My google searching some time ago led to us monitoring the MSrepl_errors table and alerting when there were any entries but this simply doesn't work. The last time replication failed (last night hence the question), errors only hit that table when it was restarted.
Does anyone else monitor replication and how do you do it?
Just a little bit of extra information:
It seems that last night the problem was that the Log Reader Agent died and didn't start up again. I believe this agent is responsible for reading the transaction log and putting records in the distribution database so they can be replicated on the secondary site.
As this agent runs inside SQL Server, we can't simply make sure a process is running in Windows.
We have emails sent to us for Merge Replication failures. I have not used Transactional Replication but I imagine you can set up similar alerts.
The easiest way is to set it up through Replication Monitor.
Go to Replication Monitor and select a particular publication. Then select the Warnings and Agents tab and then configure the particular alert you want to use. In our case it is Replication: Agent Failure.
For this alert, we have the Response set up to Execute a Job that sends an email. The job can also do some work to include details of what failed, etc.
This works well enough for alerting us to the problem so that we can fix it right away.
You could run a regular check that data changes are taking place, though this could be complex depending on your application.

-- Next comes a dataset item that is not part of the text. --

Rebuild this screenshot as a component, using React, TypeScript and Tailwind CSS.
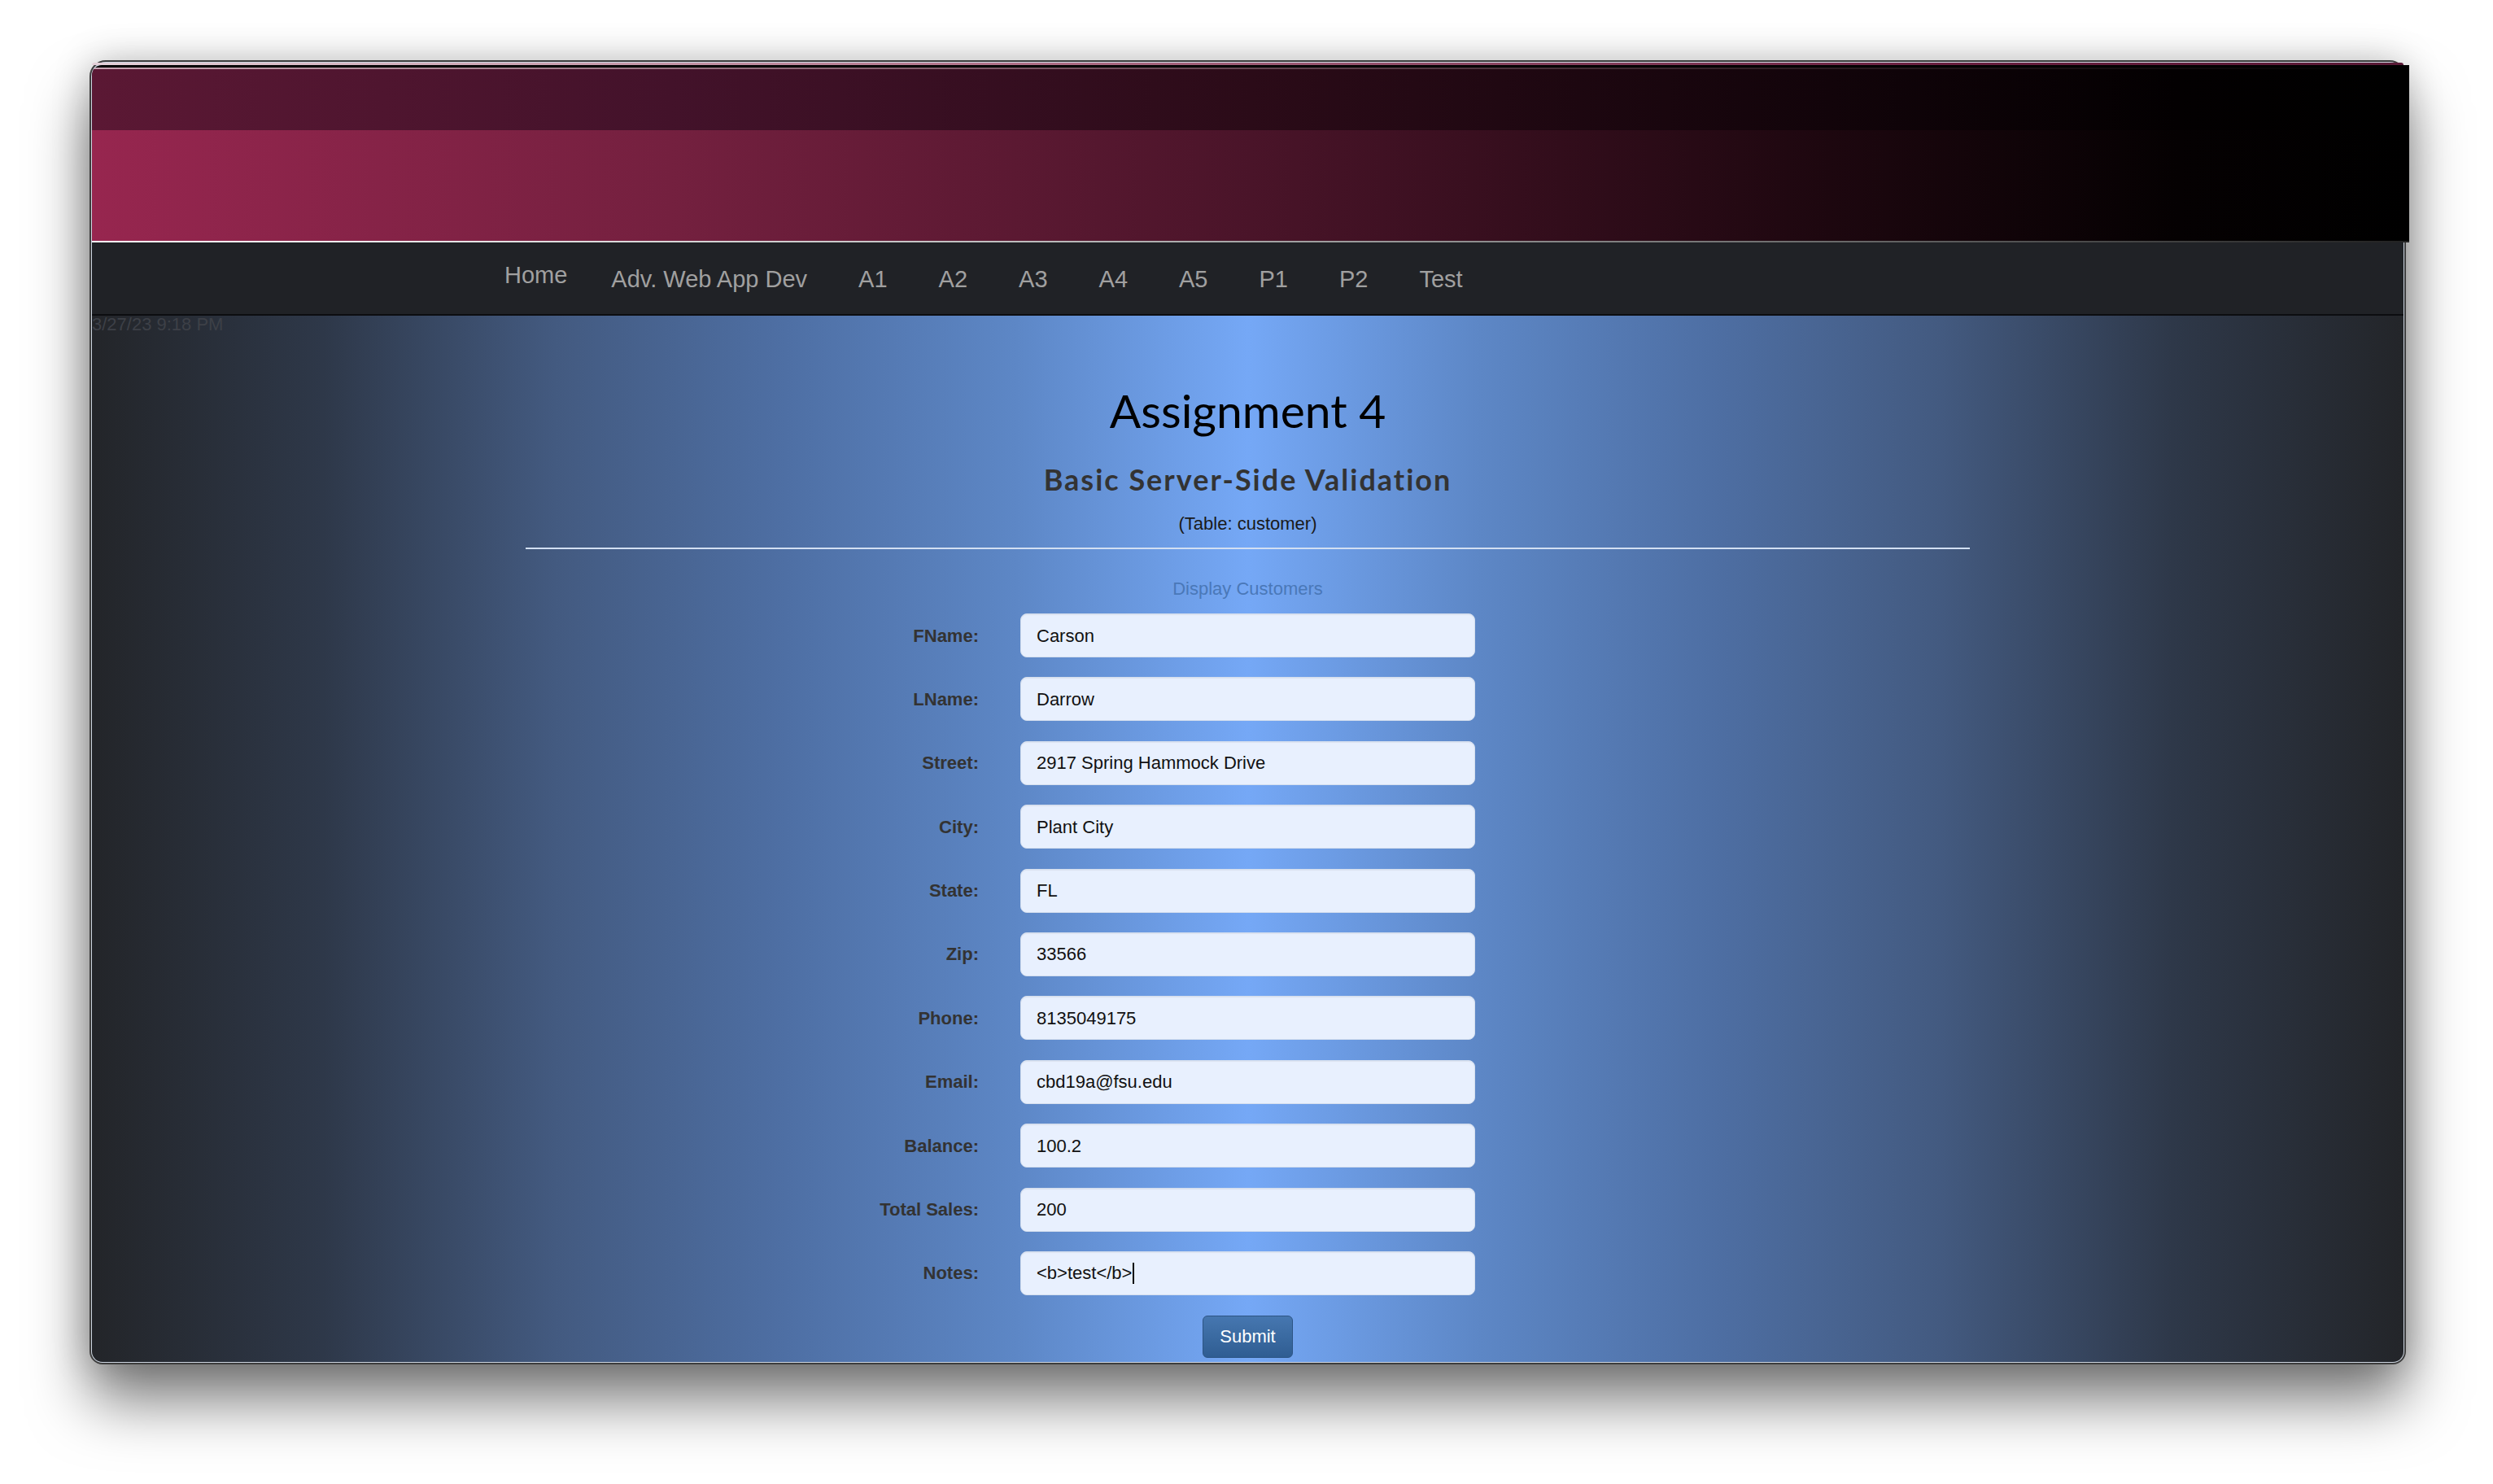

If you have some form of audit train table that is very regularly updated (i.e. our main product has a base audit table that lists all actions that result in data being updated or deleted) then you could query that table on both servers and make sure the result you get back is the same. Something like:
SELECT CHECKSUM_AGG(*)
FROM audit_base
WHERE action_timestamp BETWEEN <time1> AND BETWEEN <time2>
where and are round values to allow for different delays in contacting the databases. For instance, if you are checking at ten past the hour you might check items from the start the last hour to the start of this hour. You now have two small values that you can transmit somewhere and compare. If they are different then something has most likely gone wrong in the replication process - have what-ever pocess does the check/comparison send you a mail and an SMS so you know to check and fix any problem that needs attention.
By using SELECT CHECKSUM_AGG(*) the amount of data for each table is very very small so the bandwidth use of the checks will be insignificant. You just need to make sure your checks are not too expensive in the load that apply to the servers, and that you don't check data that might be part of open replication transactions so might be expected to be different at that moment (hence checking the audit trail a few minutes back in time instead of now in my example) otherwise you'll get too many false alarms.

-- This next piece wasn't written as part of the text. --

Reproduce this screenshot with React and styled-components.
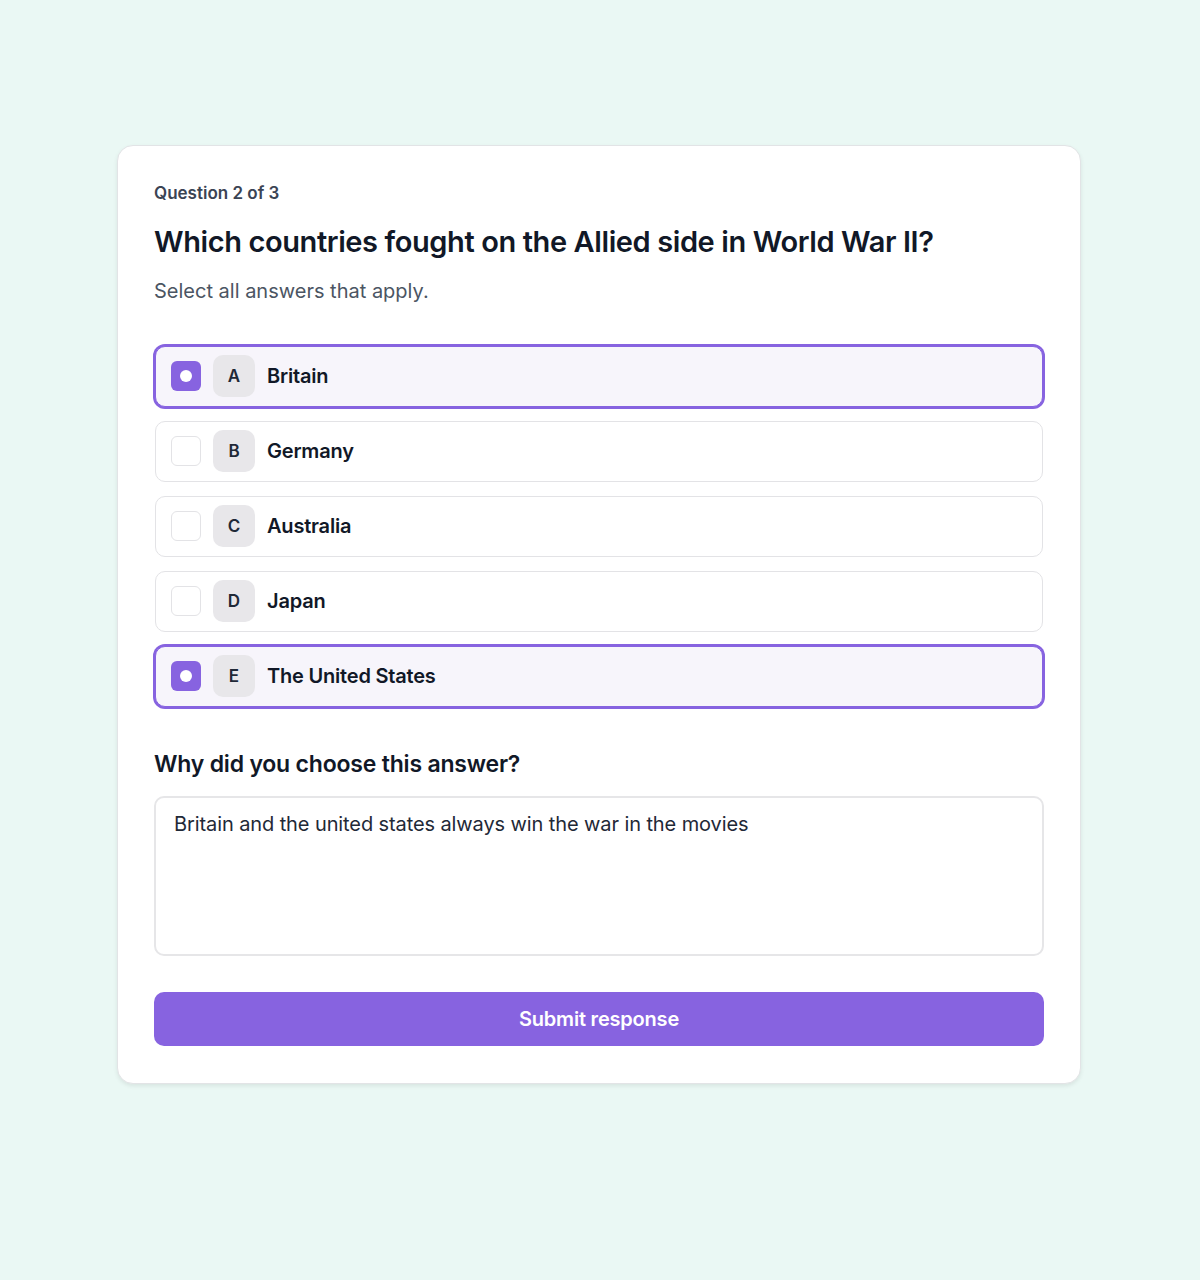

Depending on your database structure the above might be impractical. For tables that are not insert-only (no updates or deletes) within the timeframe of your check (like an audit-trail as above), working out what can safely be compared while avoiding false alarms is likely to be both complex and expensive if not actually impossible to do reliably.
You could manufacture a rolling insert-only table if you do not already have one, by having a small table (containing just an indexed timestamp column) to which you add one row regularly - this data serves no purpose other than to exist so you can check updates to the table are getting replicated. You can delete data older than your checking window, so the table shouldn't grow large. Only testing one table does not prove that all the other tables are replicating (or any other tables for that matter), but finding an error in this one table would be a good "canery" check (if this table isn't updating in the replica, then the others probably aren't either).
This sort of check has the advantage of being independent of the replication process - you are not waiting for the replication process to record exceptions in logs, you are instead proactively testing some of the actual data.